Once those changes have been implemented and the reductions have been verified, the customer receives a credit on its bill from DTE. The program alone for Stellanits has resulted in savings of more than 33 million kilowatt hours since 2020, according to DTE, which also has platforms that offer equipment rebates, fixing air leaks and updating existing equipment.
Stellantis is seeking to reduce energy consumption at each of its sites in North America by 20% year-over-year, Dunbar said. That will help provide confidence in the reliability of the move to renewables.
“The sizing that we looked at for this program,” Dunbar said about Stellantis’ solar installations with DTE, “is quite large, so that gives us a little bit of flexibility in terms of the solar power that will be generated. A big piece of this as well is the reduction of energy consumption, so when we sized this, we had in mind projections into the future for the reduction of energy efficiency. Between those two items, the sizing and the efficiency reduction, I think we will be more than covered there.”
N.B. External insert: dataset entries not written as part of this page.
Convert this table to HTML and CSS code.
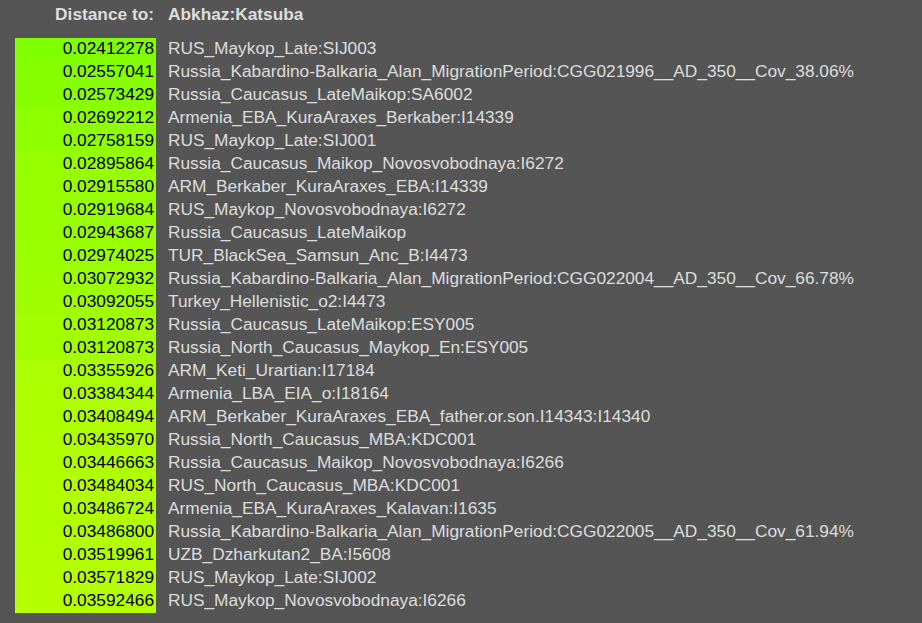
FILE: index.html
```html
<!DOCTYPE html>
<html>
<head>
<meta charset="utf-8">
<link rel="stylesheet" href="styles.css">
</head>
<body>
<table class="dist">
<thead>
<tr><th class="lbl">Distance to:</th><th class="target">Abkhaz:Katsuba</th></tr>
</thead>
<tbody>
<tr><td class="num" style="background:rgb(127,255,0)">0.02412278</td><td class="name">RUS_Maykop_Late:SIJ003</td></tr>
<tr><td class="num" style="background:rgb(134,255,0)">0.02557041</td><td class="name">Russia_Kabardino-Balkaria_Alan_MigrationPeriod:CGG021996__AD_350__Cov_38.06%</td></tr>
<tr><td class="num" style="background:rgb(135,255,0)">0.02573429</td><td class="name">Russia_Caucasus_LateMaikop:SA6002</td></tr>
<tr><td class="num" style="background:rgb(141,255,0)">0.02692212</td><td class="name">Armenia_EBA_KuraAraxes_Berkaber:I14339</td></tr>
<tr><td class="num" style="background:rgb(144,255,0)">0.02758159</td><td class="name">RUS_Maykop_Late:SIJ001</td></tr>
<tr><td class="num" style="background:rgb(150,255,0)">0.02895864</td><td class="name">Russia_Caucasus_Maikop_Novosvobodnaya:I6272</td></tr>
<tr><td class="num" style="background:rgb(151,255,0)">0.02915580</td><td class="name">ARM_Berkaber_KuraAraxes_EBA:I14339</td></tr>
<tr><td class="num" style="background:rgb(151,255,0)">0.02919684</td><td class="name">RUS_Maykop_Novosvobodnaya:I6272</td></tr>
<tr><td class="num" style="background:rgb(152,255,0)">0.02943687</td><td class="name">Russia_Caucasus_LateMaikop</td></tr>
<tr><td class="num" style="background:rgb(154,255,0)">0.02974025</td><td class="name">TUR_BlackSea_Samsun_Anc_B:I4473</td></tr>
<tr><td class="num" style="background:rgb(158,255,0)">0.03072932</td><td class="name">Russia_Kabardino-Balkaria_Alan_MigrationPeriod:CGG022004__AD_350__Cov_66.78%</td></tr>
<tr><td class="num" style="background:rgb(159,255,0)">0.03092055</td><td class="name">Turkey_Hellenistic_o2:I4473</td></tr>
<tr><td class="num" style="background:rgb(161,255,0)">0.03120873</td><td class="name">Russia_Caucasus_LateMaikop:ESY005</td></tr>
<tr><td class="num" style="background:rgb(161,255,0)">0.03120873</td><td class="name">Russia_North_Caucasus_Maykop_En:ESY005</td></tr>
<tr><td class="num" style="background:rgb(172,255,0)">0.03355926</td><td class="name">ARM_Keti_Urartian:I17184</td></tr>
<tr><td class="num" style="background:rgb(173,255,0)">0.03384344</td><td class="name">Armenia_LBA_EIA_o:I18164</td></tr>
<tr><td class="num" style="background:rgb(174,255,0)">0.03408494</td><td class="name">ARM_Berkaber_KuraAraxes_EBA_father.or.son.I14343:I14340</td></tr>
<tr><td class="num" style="background:rgb(175,255,0)">0.03435970</td><td class="name">Russia_North_Caucasus_MBA:KDC001</td></tr>
<tr><td class="num" style="background:rgb(176,255,0)">0.03446663</td><td class="name">Russia_Caucasus_Maikop_Novosvobodnaya:I6266</td></tr>
<tr><td class="num" style="background:rgb(177,255,0)">0.03484034</td><td class="name">RUS_North_Caucasus_MBA:KDC001</td></tr>
<tr><td class="num" style="background:rgb(177,255,0)">0.03486724</td><td class="name">Armenia_EBA_KuraAraxes_Kalavan:I1635</td></tr>
<tr><td class="num" style="background:rgb(177,255,0)">0.03486800</td><td class="name">Russia_Kabardino-Balkaria_Alan_MigrationPeriod:CGG022005__AD_350__Cov_61.94%</td></tr>
<tr><td class="num" style="background:rgb(179,255,0)">0.03519961</td><td class="name">UZB_Dzharkutan2_BA:I5608</td></tr>
<tr><td class="num" style="background:rgb(181,255,0)">0.03571829</td><td class="name">RUS_Maykop_Late:SIJ002</td></tr>
<tr><td class="num" style="background:rgb(182,255,0)">0.03592466</td><td class="name">RUS_Maykop_Novosvobodnaya:I6266</td></tr>
</tbody>
</table>
</body>
</html>
```
FILE: styles.css
```css
html, body {
  margin: 0;
  padding: 0;
  background: #555555;
}
body {
  font-family: "Liberation Sans", Arial, sans-serif;
  font-size: 17.3px;
  color: #dddddd;
}
.dist {
  border-collapse: collapse;
  margin: 3px 0 0 15px;
}
.dist th {
  font-weight: bold;
  height: 23px;
  padding: 0 0 12px 0;
  text-align: left;
  white-space: nowrap;
}
.dist th.lbl {
  text-align: right;
  padding-right: 2px;
}
.dist th.target {
  padding-left: 12px;
}
.dist td {
  height: 23px;
  padding: 0;
  line-height: 20px;
  vertical-align: top;
  white-space: nowrap;
}
.dist td.num {
  width: 139px;
  text-align: right;
  padding-right: 2px;
  color: #000000;
}
.dist td.name {
  padding-left: 12px;
}
```
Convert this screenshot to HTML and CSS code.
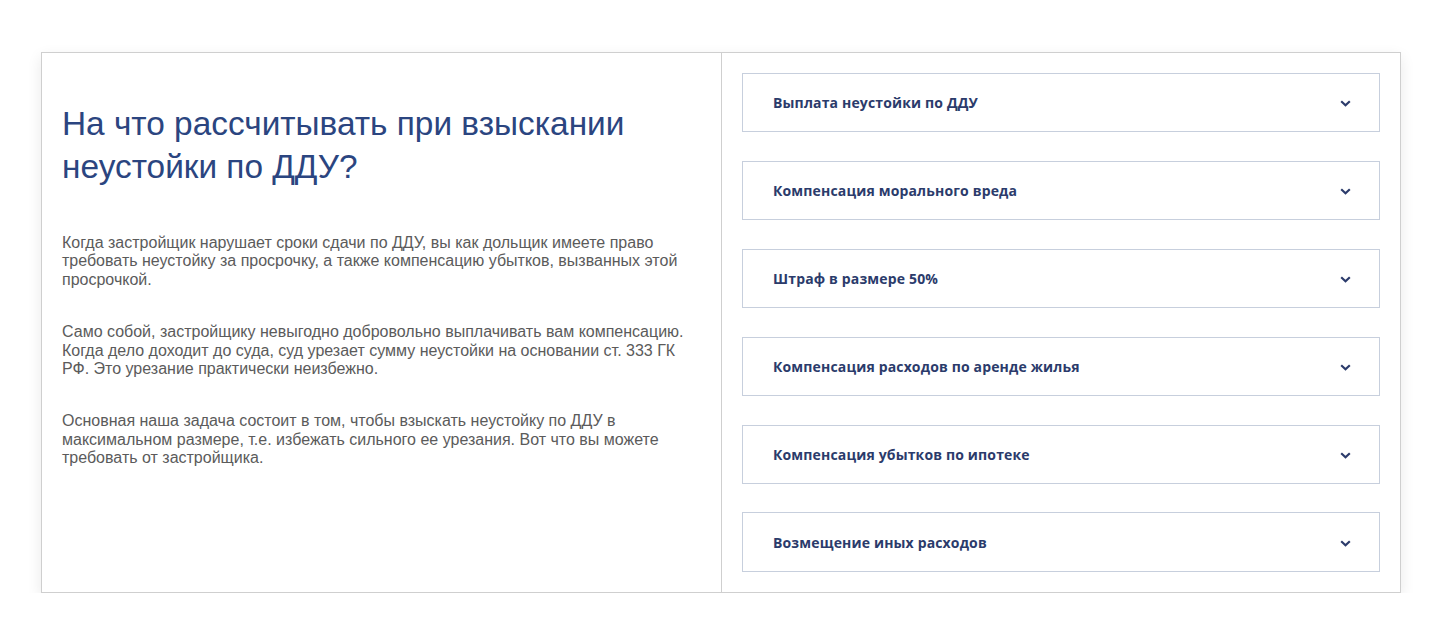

GM’s Milford Proving Grounds saved about 4.4 million kilowatt hours from the SEM program since 2020, according to DTE. Since energy reduction efforts began, the company has cut more than 500 million kilowatt hours of energy in Michigan alone since 2019, according to GM. The automaker also has enrolled in rebate programs for more energy efficient equipment with Consumers Energy, said Monica Walker, GM’s renewables and energy strategy manager.
“Similar to at home when you do your air conditioning,” said Rob Threlkeld, director of global energy strategy, “the next model that you typically replace is much more efficient than the one that you had previously.”
GM spends about $20 million annually on energy efficiency, one of four “pillars” to meet its carbon neutrality target. The others are renewable energy, addressing intermittency, and leveraging policy and scale. GM has 855 megawatts capacity of solar, wind and landfill gas to power its operations in Michigan.
Increasingly, GM has emphasized the fourth pillar to advocate for utilities offering green tariffs for companies to buy renewable energy and advocate for energy investments, Threlkeld said. This work is particularly important in places like
South Korea, because its utilities are state-owned.
“How do we directly source renewables in a country where it’s a little more challenging?” Threlkeld said. “We’re leveraging our policy skill side of the equation with a lot of our other large companies that have set renewable energy targets to form solutions that we can actually source in those countries.”
At Ford, work has been underway for more than a decade on energy efficiency to the point where most of the “low-hanging fruit,” said George Andraos, sustainable energy and innovation director at Ford’s real-estate arm, is gone. That includes efforts like installing all LED lights.
Since 2017, Ford has invested $24 million in facility upgrades, contributing to a reduction in direct emissions and those created by the energy it uses by 35.4 percent worldwide, according to the automaker.
The next major step is carbon neutrality, and Ford’s renewables commitment with DTE is a big part of that. The project is estimated to avoid releasing 661,000 tons of carbon dioxide every year.
“We have a roadmap to get us there,” Andraos said about Ford’s 2035 goal for carbon-neutral electricity worldwide by 2035. “When I look at where we are in percentages, we are well on our way to achieving those objectives.”
All three automakers say they expect to be able to source decarbonized electricity for their operations without carbon offsets. What currently doesn’t have a full replacement, however, is natural gas, which is used to heat buildings and in the paint shops of assembly plants. “When you switch something from using natural gas to using electricity,” UM’s Vaishnav said, “you can cut greenhouse gas emissions immediately in many cases, because when you burn something, it’s not particularly efficient. Both for now and for the future, a shift to electrification is a step in the right direction to get us to net zero.”
Andraos said the next decade
or so will be important for how the development of carbon capture technology and alternatives goes. Ford is designing its new BlueOval City electric-vehicle assembly plant in Tennessee with that in mind by centralizing the natural gas system that will be more conducive to being replaced with hydrogen or whatever alternatives come to the forefront. As for existing plants, the process to retrofit for something new is challenging and costly, he added.
“This is a problem,” Andraos said, “everyone in the world is dealing with.”
Policy changes at the state of Michigan also could help encourage alternatives to natural gas, DTE’s Nguyen said. Because utilities are highly regulated, companies like DTE are limited to offering programs that incentivize energy reductions instead of greenhouse gas emissions overall.
“We have to go in and replace something with like equipment, just more efficient,” Nguyen said. “Whereas in the future, we could leverage exhausting from one process or in the building and literally transport that heat into another part of the building or use instead of exhausting into the atmosphere and vice versa with cooling.”
Changes like the one described could represent an increase in electricity use, but because it could offer a reduction in natural gas consumption, it could decrease emissions overall.
DTE and Consumers Energy themselves have announced plans to switch to cleaner electricity sourcing overall. Consumers Energy will end its use of coal-fired generation by 2025, and DTE will do so by 2032. They both pan to achieve net-zero on greenhouse gas emissions by 2050.
“When you layer on greenhouse gas reduction, or you layer on carbon reduction, and you’re essentially getting credit or benefit or recognition for those reductions,” Nguyen said, “it opens up opportunities for our department and customers.”